David Ventry, Railtrack's head of track at the time of the accident, said guidelines were correct and in place.

Mr Ventry said that if the standards had been followed "in my opinion the crash would not have occurred".

He was giving evidence in the trial of five other rail executives who deny manslaughter charges over the October 2000 crash, which killed four people.

Alistair Cook, 50, Sean Fugill, 50, and Keith Lea, 53, three executives from Railtrack, which owned the East Coast Mainline at the time of the derailment, are among those on trial.

Two executives from engineering firm Balfour Beatty - Anthony Walker, 46, and Nicholas Jeffries, 53, were also charged.

All the men deny all the charges against them.

Balfour Beatty faces a corporate manslaughter charge and Network Rail health and safety charges, which are denied.

'Searched conscience'

Ronald Thwaites QC, defending contractors Balfour Beatty, asked Mr Ventry whether there was anything he could have done which might have prevented the crash.

With the knowledge I had at the time I would not have done anything differently
David Ventry
Former head of track at Railtrack

Mr Ventry replied: "As you can imagine I have searched my conscience on that matter and concluded I acted entirely properly and professionally.

"One can always reflect on whether one could have done things differently. I believe I behaved entirely correctly."

Mr Ventry said there were no specifics relating to the Hatfield accident that he would have done substantially differently.
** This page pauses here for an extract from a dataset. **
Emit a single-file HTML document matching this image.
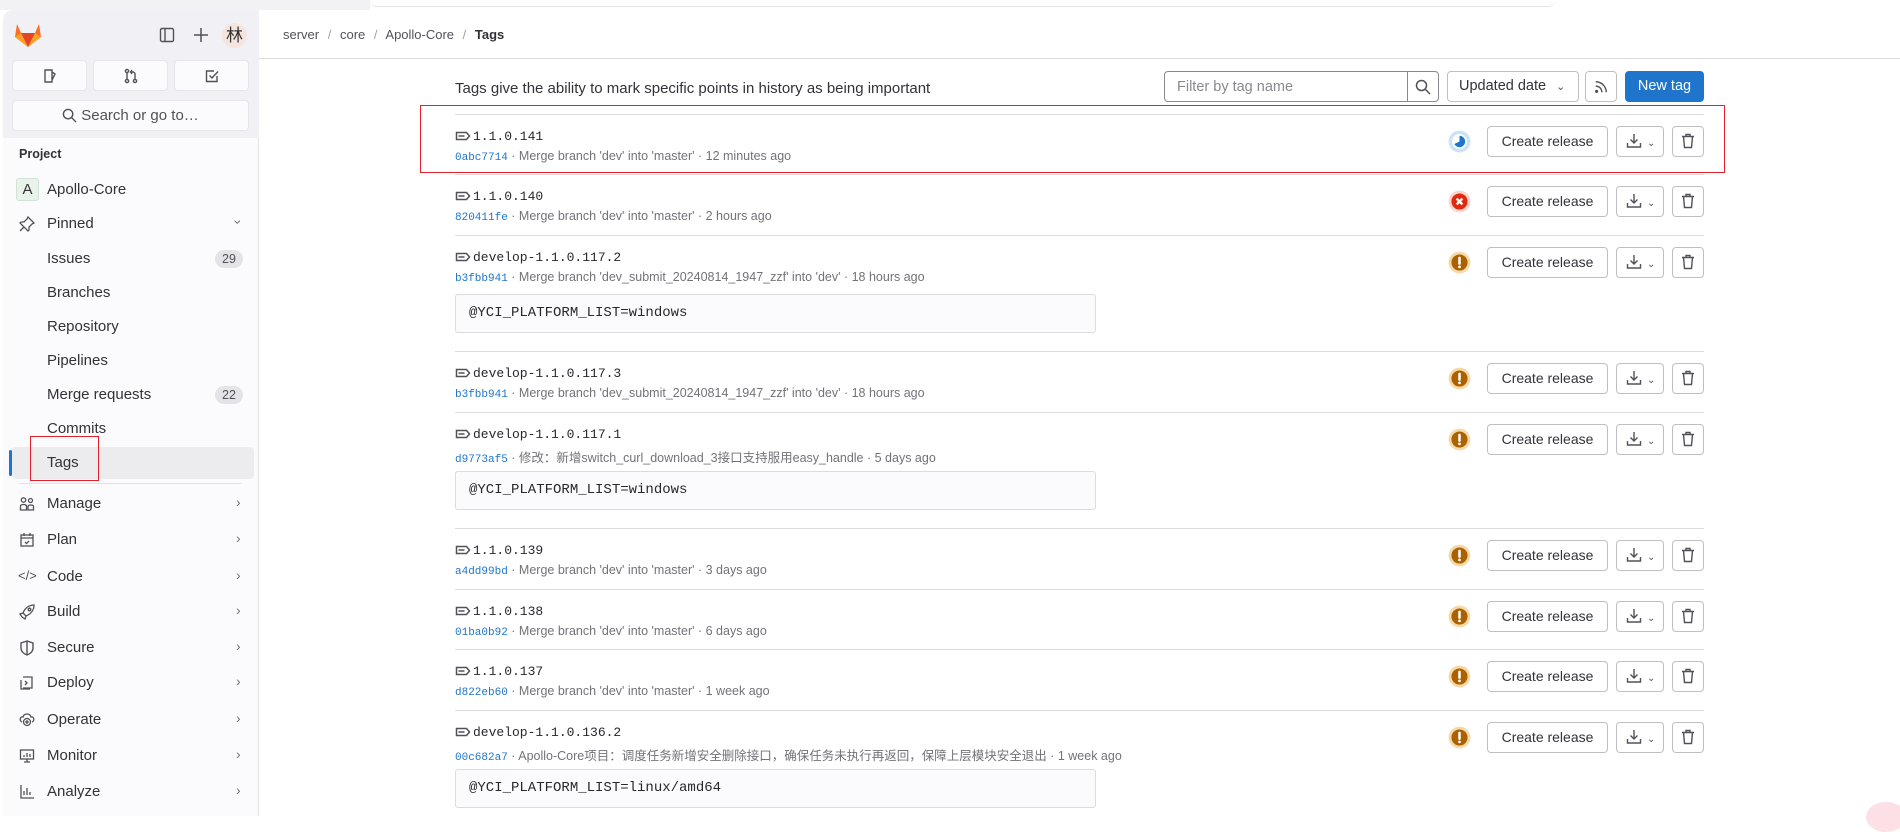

"With the knowledge I had at the time I would not have done anything differently," he said.

Broken rails

The court has heard that after an earlier broken rail incident Mr Ventry sent out an urgent letter.

It highlighted the problem of gauge corner cracking (GCC) , which was known to cause broken rails, and recommended that checking procedures on tracks should be enhanced.

Robert Alcorn, 37, from New Zealand, Steve Arthur, 46, of Pease Pottage, West Sussex, Leslie Gray, 43, of Tuxford, Nottingham and Peter Monkhouse, 50, of Headingley, Leeds, were killed when the London to Leeds GNER express derailed.

More than 100 people were injured.

Survivors of the disaster were called as witnesses at the trial last month.